--- begin Data extract ---
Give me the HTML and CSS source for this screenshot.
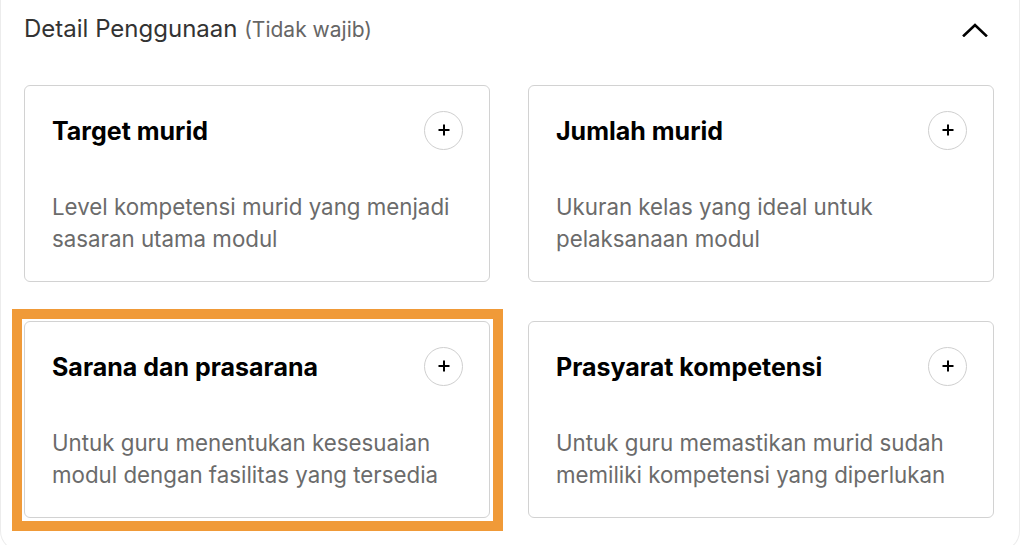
FILE: index.html
```html
<!DOCTYPE html>
<html lang="id">
<head>
<meta charset="utf-8">
<link rel="stylesheet" href="styles.css">
</head>
<body>
<div class="panel">
  <div class="header">
    <div class="heading">Detail Penggunaan <span class="optional">(Tidak wajib)</span></div>
    <svg class="chevron" width="26" height="14" viewBox="0 0 26 14"><path d="M2 12.5 L13 2 L24 12.5" fill="none" stroke="#000" stroke-width="2.6" stroke-linecap="square"/></svg>
  </div>
  <div class="grid">
    <div class="card">
      <div class="card-top">
        <div class="card-title">Target murid</div>
        <div class="add"><svg width="14" height="14" viewBox="0 0 14 14"><path d="M7 1.5V12.5M1.5 7H12.5" stroke="#000" stroke-width="2"/></svg></div>
      </div>
      <div class="card-desc">Level kompetensi murid yang menjadi sasaran utama modul</div>
    </div>
    <div class="card">
      <div class="card-top">
        <div class="card-title">Jumlah murid</div>
        <div class="add"><svg width="14" height="14" viewBox="0 0 14 14"><path d="M7 1.5V12.5M1.5 7H12.5" stroke="#000" stroke-width="2"/></svg></div>
      </div>
      <div class="card-desc">Ukuran kelas yang ideal untuk pelaksanaan modul</div>
    </div>
    <div class="card highlighted">
      <div class="card-top">
        <div class="card-title">Sarana dan prasarana</div>
        <div class="add"><svg width="14" height="14" viewBox="0 0 14 14"><path d="M7 1.5V12.5M1.5 7H12.5" stroke="#000" stroke-width="2"/></svg></div>
      </div>
      <div class="card-desc">Untuk guru menentukan kesesuaian modul dengan fasilitas yang tersedia</div>
    </div>
    <div class="card">
      <div class="card-top">
        <div class="card-title">Prasyarat kompetensi</div>
        <div class="add"><svg width="14" height="14" viewBox="0 0 14 14"><path d="M7 1.5V12.5M1.5 7H12.5" stroke="#000" stroke-width="2"/></svg></div>
      </div>
      <div class="card-desc">Untuk guru memastikan murid sudah memiliki kompetensi yang diperlukan</div>
    </div>
  </div>
</div>
</body>
</html>
```

FILE: styles.css
```css
* { box-sizing: border-box; }
html, body { margin: 0; padding: 0; background: #fff; overflow: hidden; }
body { font-family: Inter, "Noto Sans", sans-serif; width: 1020px; height: 545px; }
.panel {
  width: 1020px;
  height: 551px;
  border: 1px solid #ececec;
  border-top: none;
  border-radius: 0 0 20px 20px;
  padding: 0 25px 0 23px;
}
.header {
  height: 85px;
  display: flex;
  justify-content: space-between;
  padding-top: 14px;
  align-items: flex-start;
}
.heading {
  font-size: 24px;
  line-height: 30px;
  color: #333;
}
.optional { font-size: 21px; color: #666; }
.chevron { margin-top: 9px; margin-right: 6px; }
.grid {
  display: grid;
  grid-template-columns: 466px 466px;
  column-gap: 38px;
  row-gap: 39px;
}
.card {
  position: relative;
  border: 1px solid #d2d2d2;
  border-radius: 6px;
  padding: 25px 26px 25px 27px;
  height: 197px;
  background: #fff;
}
.highlighted::after {
  content: "";
  position: absolute;
  top: -13px;
  left: -13px;
  right: -14px;
  bottom: -14px;
  border: 10px solid #f09a38;
  pointer-events: none;
}
.card-top {
  display: flex;
  justify-content: space-between;
  align-items: center;
  height: 38px;
}
.card-title {
  font-size: 25px;
  font-weight: 700;
  color: #000;
  padding-top: 2px;
}
.add {
  width: 39px;
  height: 39px;
  border: 1px solid #cfcfcf;
  border-radius: 50%;
  display: flex;
  align-items: center;
  justify-content: center;
}
.card-desc {
  margin-top: 42px;
  font-size: 22.3px;
  line-height: 32px;
  color: #6b6b6b;
}
```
--- end Data extract ---
Copy the data word for word. Pictures do not go in the copy.

Give me the HTML and CSS source for this screenshot.
FILE: index.html
```html
<!DOCTYPE html>
<html lang="id">
<head>
<meta charset="utf-8">
<link rel="stylesheet" href="styles.css">
</head>
<body>
<div class="panel">
  <div class="header">
    <div class="heading">Detail Penggunaan <span class="optional">(Tidak wajib)</span></div>
    <svg class="chevron" width="26" height="14" viewBox="0 0 26 14"><path d="M2 12.5 L13 2 L24 12.5" fill="none" stroke="#000" stroke-width="2.6" stroke-linecap="square"/></svg>
  </div>
  <div class="grid">
    <div class="card">
      <div class="card-top">
        <div class="card-title">Target murid</div>
        <div class="add"><svg width="14" height="14" viewBox="0 0 14 14"><path d="M7 1.5V12.5M1.5 7H12.5" stroke="#000" stroke-width="2"/></svg></div>
      </div>
      <div class="card-desc">Level kompetensi murid yang menjadi sasaran utama modul</div>
    </div>
    <div class="card">
      <div class="card-top">
        <div class="card-title">Jumlah murid</div>
        <div class="add"><svg width="14" height="14" viewBox="0 0 14 14"><path d="M7 1.5V12.5M1.5 7H12.5" stroke="#000" stroke-width="2"/></svg></div>
      </div>
      <div class="card-desc">Ukuran kelas yang ideal untuk pelaksanaan modul</div>
    </div>
    <div class="card highlighted">
      <div class="card-top">
        <div class="card-title">Sarana dan prasarana</div>
        <div class="add"><svg width="14" height="14" viewBox="0 0 14 14"><path d="M7 1.5V12.5M1.5 7H12.5" stroke="#000" stroke-width="2"/></svg></div>
      </div>
      <div class="card-desc">Untuk guru menentukan kesesuaian modul dengan fasilitas yang tersedia</div>
    </div>
    <div class="card">
      <div class="card-top">
        <div class="card-title">Prasyarat kompetensi</div>
        <div class="add"><svg width="14" height="14" viewBox="0 0 14 14"><path d="M7 1.5V12.5M1.5 7H12.5" stroke="#000" stroke-width="2"/></svg></div>
      </div>
      <div class="card-desc">Untuk guru memastikan murid sudah memiliki kompetensi yang diperlukan</div>
    </div>
  </div>
</div>
</body>
</html>
```

FILE: styles.css
```css
* { box-sizing: border-box; }
html, body { margin: 0; padding: 0; background: #fff; overflow: hidden; }
body { font-family: Inter, "Noto Sans", sans-serif; width: 1020px; height: 545px; }
.panel {
  width: 1020px;
  height: 551px;
  border: 1px solid #ececec;
  border-top: none;
  border-radius: 0 0 20px 20px;
  padding: 0 25px 0 23px;
}
.header {
  height: 85px;
  display: flex;
  justify-content: space-between;
  padding-top: 14px;
  align-items: flex-start;
}
.heading {
  font-size: 24px;
  line-height: 30px;
  color: #333;
}
.optional { font-size: 21px; color: #666; }
.chevron { margin-top: 9px; margin-right: 6px; }
.grid {
  display: grid;
  grid-template-columns: 466px 466px;
  column-gap: 38px;
  row-gap: 39px;
}
.card {
  position: relative;
  border: 1px solid #d2d2d2;
  border-radius: 6px;
  padding: 25px 26px 25px 27px;
  height: 197px;
  background: #fff;
}
.highlighted::after {
  content: "";
  position: absolute;
  top: -13px;
  left: -13px;
  right: -14px;
  bottom: -14px;
  border: 10px solid #f09a38;
  pointer-events: none;
}
.card-top {
  display: flex;
  justify-content: space-between;
  align-items: center;
  height: 38px;
}
.card-title {
  font-size: 25px;
  font-weight: 700;
  color: #000;
  padding-top: 2px;
}
.add {
  width: 39px;
  height: 39px;
  border: 1px solid #cfcfcf;
  border-radius: 50%;
  display: flex;
  align-items: center;
  justify-content: center;
}
.card-desc {
  margin-top: 42px;
  font-size: 22.3px;
  line-height: 32px;
  color: #6b6b6b;
}
```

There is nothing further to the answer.